** Start Data segment **
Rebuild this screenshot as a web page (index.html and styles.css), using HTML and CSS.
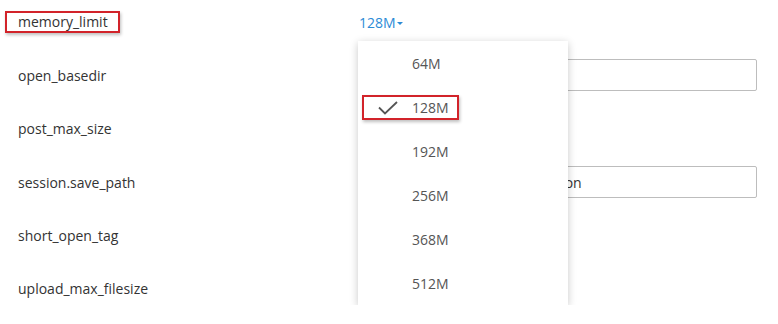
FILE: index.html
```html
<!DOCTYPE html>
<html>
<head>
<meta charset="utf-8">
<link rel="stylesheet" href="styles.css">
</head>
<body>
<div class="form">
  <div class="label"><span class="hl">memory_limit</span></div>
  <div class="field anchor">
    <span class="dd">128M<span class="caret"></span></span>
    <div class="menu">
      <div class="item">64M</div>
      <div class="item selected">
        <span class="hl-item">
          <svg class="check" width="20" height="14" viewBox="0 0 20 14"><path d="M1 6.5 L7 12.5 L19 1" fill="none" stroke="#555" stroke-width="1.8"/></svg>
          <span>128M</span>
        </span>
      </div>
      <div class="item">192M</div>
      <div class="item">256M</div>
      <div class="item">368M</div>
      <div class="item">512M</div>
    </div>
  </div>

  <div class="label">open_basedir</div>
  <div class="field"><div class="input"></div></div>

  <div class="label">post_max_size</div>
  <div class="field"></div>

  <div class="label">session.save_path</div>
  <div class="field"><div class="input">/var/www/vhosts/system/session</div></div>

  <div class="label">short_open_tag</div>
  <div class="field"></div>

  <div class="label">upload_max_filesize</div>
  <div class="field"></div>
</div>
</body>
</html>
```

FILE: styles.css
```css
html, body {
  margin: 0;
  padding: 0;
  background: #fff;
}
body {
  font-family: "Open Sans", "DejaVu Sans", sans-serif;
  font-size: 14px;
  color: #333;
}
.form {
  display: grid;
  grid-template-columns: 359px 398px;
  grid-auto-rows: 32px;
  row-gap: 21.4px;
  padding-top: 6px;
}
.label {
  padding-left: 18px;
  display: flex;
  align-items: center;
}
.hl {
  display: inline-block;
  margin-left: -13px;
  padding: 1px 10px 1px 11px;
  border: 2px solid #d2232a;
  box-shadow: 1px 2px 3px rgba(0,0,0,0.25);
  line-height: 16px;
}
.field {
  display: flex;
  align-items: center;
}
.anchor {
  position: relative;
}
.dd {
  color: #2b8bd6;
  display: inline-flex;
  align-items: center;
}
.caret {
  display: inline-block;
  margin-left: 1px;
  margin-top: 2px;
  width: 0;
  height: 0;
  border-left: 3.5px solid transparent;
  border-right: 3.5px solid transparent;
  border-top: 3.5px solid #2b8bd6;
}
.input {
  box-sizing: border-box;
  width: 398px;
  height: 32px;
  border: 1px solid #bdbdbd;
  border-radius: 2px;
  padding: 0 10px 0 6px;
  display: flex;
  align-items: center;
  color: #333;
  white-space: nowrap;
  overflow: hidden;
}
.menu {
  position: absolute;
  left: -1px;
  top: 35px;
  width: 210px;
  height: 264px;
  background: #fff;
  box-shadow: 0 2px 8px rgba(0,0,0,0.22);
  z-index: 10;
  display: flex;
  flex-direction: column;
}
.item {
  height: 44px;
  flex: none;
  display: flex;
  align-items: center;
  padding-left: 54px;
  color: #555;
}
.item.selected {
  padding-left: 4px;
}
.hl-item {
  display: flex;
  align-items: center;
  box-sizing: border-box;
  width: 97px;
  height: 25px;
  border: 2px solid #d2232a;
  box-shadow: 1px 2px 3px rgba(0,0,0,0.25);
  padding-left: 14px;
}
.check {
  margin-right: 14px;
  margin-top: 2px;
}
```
** End Data segment **
Give nothing but the count of lines in the listing above that hold the string "index".

Solution to this exercise: 3